Customer services scare customers away

An increasing number of companies are contracting out their customer services (outsourcing) to firms that specialise in dealing with customer enquiries. When you, the customer, ring up a Norwegian company, the telephone may just as likely be answered from Denmark, Ireland or Bangladesh as from the company’s Norwegian address.

The motives for this may be both to save money and to improve customer service by enabling calls to be answered more quickly and increasing customer support agents’ productivity.

On the phone to the call centre

As consumers we are constantly encountering call centres which ask us to choose between option 1, option 2 etc before we can speak to a customer support agent. Unless you are a very important customer you may sometimes have to wait quite a long time, and the reply may not be very helpful either.

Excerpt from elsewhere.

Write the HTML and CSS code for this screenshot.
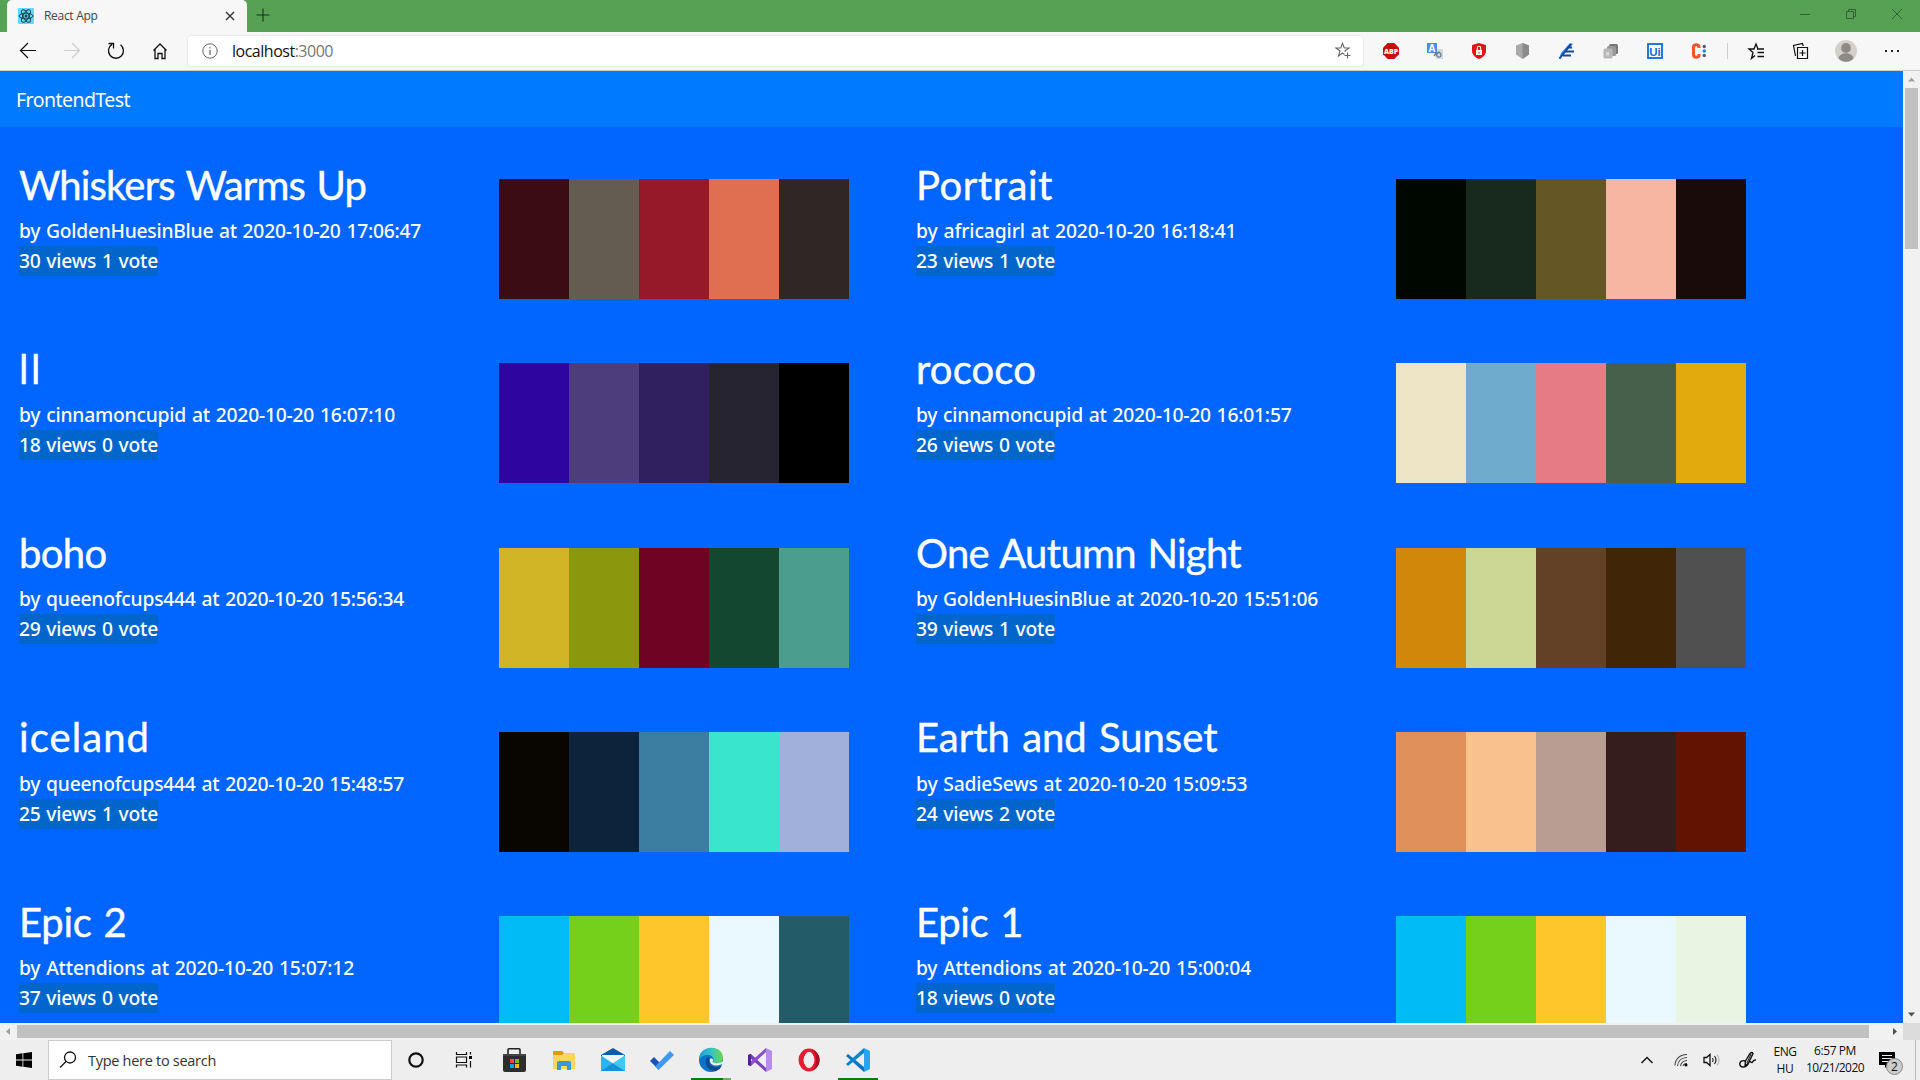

This is because the call centre often measures its results according to efficiency (i.e. the number of calls per employee per day), which means that not too much time can be spent on any one call.

What happens then when you, the customer, are not satisfied with the reply or do not receive a reply at all and try to ring the call centre again, now fuelled by a large dose of irritation and frustration?

In this case, it is not enough for the call centre to be efficient and have short waiting times and high service capacity: you want your problem to be solved and to receive a satisfactory answer to your questions.

Putting customers off

Tor Wallin Andreassen, senior lecturer at Norwegian School of Management BI, together with Timothy L. Keiningham, Lerzan Aksoy, Bruce Cooil and Barry J. Wahren, performed a comprehensive study of an American non-profit organisation that contracted out its customer services to another company. In particular, they studied enquiries from customers who failed to receive a satisfactory reply on their first encounter with customer services.

The results of the study were reproduced in the scientific publication Managing Service Quality (2006 Vol. 1, No. 3 (May)).

“Instead of looking after customers, we found that the call centre might put them off the company entirely,” says Andreassen, who is an expert in marketing and finance.

“The research study shows that customer satisfaction on the first enquiry is driven by efficiency. We want the problem to be solved quickly and efficiently.”

“However customer satisfaction on the second enquiry (when we did not receive a satisfactory answer on our first attempt), is driven by two completely different factors: empathy, and the assurance that our problem will be solved.”

How to make call centres better

Based on the results of the research, Tor W. Andreassen makes four specific suggestions:

1. The customer centre must be able to differentiate between ordinary enquiries, which are answered quickly and efficiently, and more difficult enquiries, which require sensitivity to the customer’s situation (empathy) and being oriented towards a solution. This presupposes that the customer support agent can recognise repeat calls from the same telephone (technological solution) and has the ability to listen to what the customer wants from their enquiry (personal qualities).

2. Because the success criteria for the two types of call are different, the call centre could consider establishing two different teams of customer support agents, one for handling ordinary enquiries and another for dealing with more difficult ones.

3. If there is only one type of customer support team, staff must be trained to pick up signals from customers, and on the basis of that, to change their behaviour from being fast and efficient to showing empathy and being oriented towards a solution.

4. The call centre must establish incentives which make it possible for customer support agents to move between the two roles without losing money by doing so. Customer enquiries which are more problematic take a longer time to deal with than ordinary ones.

Reference:

Keiningheim, T.L., L. Aksoy, T.W. Andreassen, B. Coile, B. Wahren (2006): “Call Center Satisfaction and Customer Retention in a Co-Branded Service Context”, Managing Service Quality, Vol. 1, No. 3 (May).